The hotel is Mari's home, a run-down Japanese seaside establishment managed by her controlling mother, with a lot of help from Mari herself and less from the kleptomaniac maid. The Iris bursts to life in the opening scene with a noisy altercation between a distressed hooker and an older man. Mari finds the man's commanding voice such a thrill (she hears him say only "Shut up, whore") that he lingers in her mind, and when a fortnight later she sees him at a shop, she decides to follow him. They talk. He lives across the water on an almost-deserted island, translating Russian guidebooks and pamphlets for a living. One day she accompanies him home. And so the affair begins.

In crisp prose from Ogawa and translator Stephen Snyder, the story expands into a (necessarily ambivalent) study of psychological and sexual dependency, with Mari floating around the hotel as her mother does her hair and tells her she's beautiful, while longing to be reunited with her lover for another session of degradation and pain.
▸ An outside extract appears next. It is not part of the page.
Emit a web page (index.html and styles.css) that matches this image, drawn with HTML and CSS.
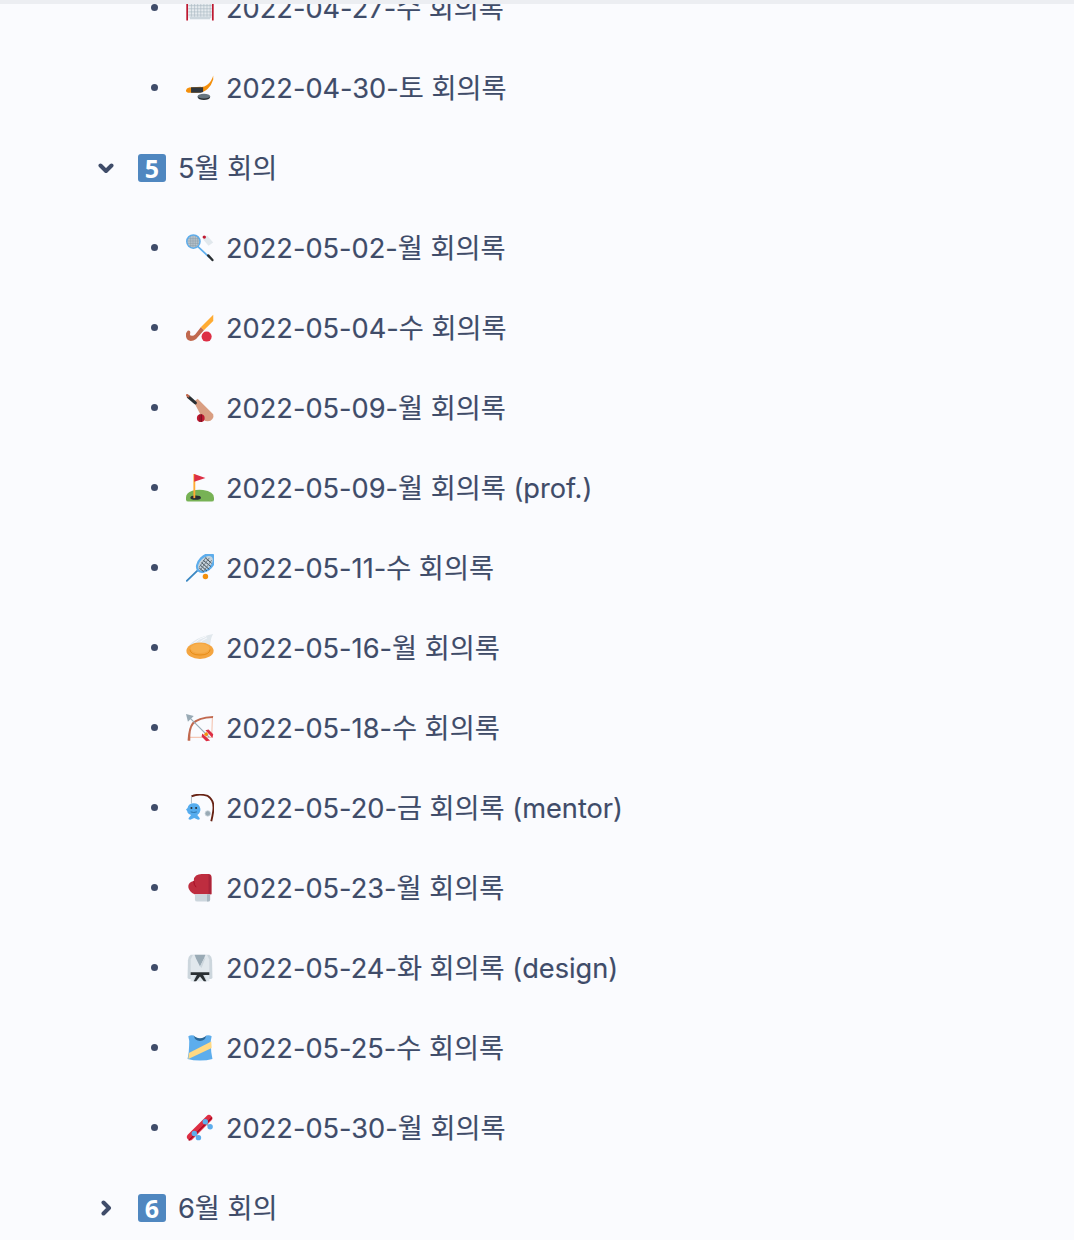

Then into the picture, to complicate matters, comes the nameless translator's nameless nephew, who has no tongue, and whom Mari finds pretty interesting too...

It's brave territory for Ogawa, and she manages it with sharp focus; she creates moments of breathtaking ugliness, often when least expected – when the shy, anxious, fastidious translator makes a scene at a smart restaurant – but also sometimes a longing that is touching and tender. What Hotel Iris lacks is a central character with the richness of Ogawa's earlier creations, so that much of the story seems to remain coolly at arm's length.